É uma espécie de carta de mim para mim e ao mesmo tempo para os que por cá andam por mim.
Sentia a falta desta brecha na janela. É pequena. Mas serve para poder enfiar o nariz e sentir o cheiro das amoras; das amoras e não só, também aquele cheiro a pinho, que independentemente da altura do ano nos faz desmaiar em sonhos. Senti-me a fugir. Escondi-me aqui e ali e senti que ninguém sabia onde me encontrar. Uma estranha liberdade esta de não estar em lado nenhum e de não esperar nada de ninguém. Tive um sonho estranho entretanto, talvez deitada na erva seca. Sonhei que calçava uns sapatos brancos muito velhos. Tão velhos, que tinham já um remendo em tecido como se fosse um penso rápido (nunca lhe chamaram curitas?); um penso rápido a sarar as feridas dos velhos e gastos sapatos. O meu sonho tinha as cores das fotografias dos anos 80 (sim Esquimó, acho que foi contigo que realmente me apercebi dessas cores pastel e dessa fina camada amarelada que parece cobrir os azuis e de repente o céu é verde!), estava vestida de verde, ou seria um amarelo?, não sei já precisar, foi um sonho que já se dissolve lento na minha memoria.

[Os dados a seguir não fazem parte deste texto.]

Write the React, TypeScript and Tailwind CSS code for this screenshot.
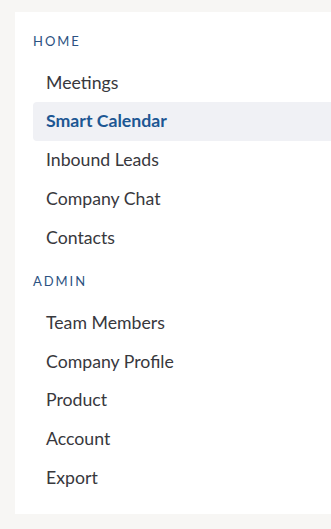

Voltemos ao sonho: calçava uns sapatos brancos, velhos e gastos, e estava sentada numa janela. As minhas pernas nuas reflectiam o sol, que não via directamente mas sabia que estava algures do meu lado direito. Alguém me observava as pernas e era torturado pela curiosidade de saber o que é que escondia aquele remendo do meu sapato. Com o dedo desliza pela minha pele, faz a curva do meu joelho e vai descendo até ao peito do meu pé. Focalizando toda a sua atenção no remendo começa a puxa-lo com uma curiosidade hercúlea, uma vontade gigantesca de o arrancar de uma vez. Consegue por fim. Por baixo, uma pequena e inocente mancha negra vê a luz. Fico a vê-lo olhar a pequena nódoa com alegria, com prazer. Foi um sonho estranho. Porque falar nele? Porque parece-me que por vezes queremos muito ver e tocar numa qualquer coisa que nos esteja vedada… quer seja a vida de uma pessoa, um sonho ou ate um simples e patético desejo. Quase como se tivéssemos nascido com uma tendência inata que nos faz escrutinar ao ínfimo pormenor tudo o que nos rodeia… Então, então penso… penso alto também para vos fazer ouvir… penso; porque não nos deixamos deliciar com essas coisas pequenas, tão pequenas e insignificantes como a nódoa dos meus inventados sapatos brancos?
Sinto-me tonta. Deve ser do sol. Levanto-me e sacudo a erva que se agarra ao meu cabelo. Seguro nos sapatos e caminho lenta em direcção ao sol.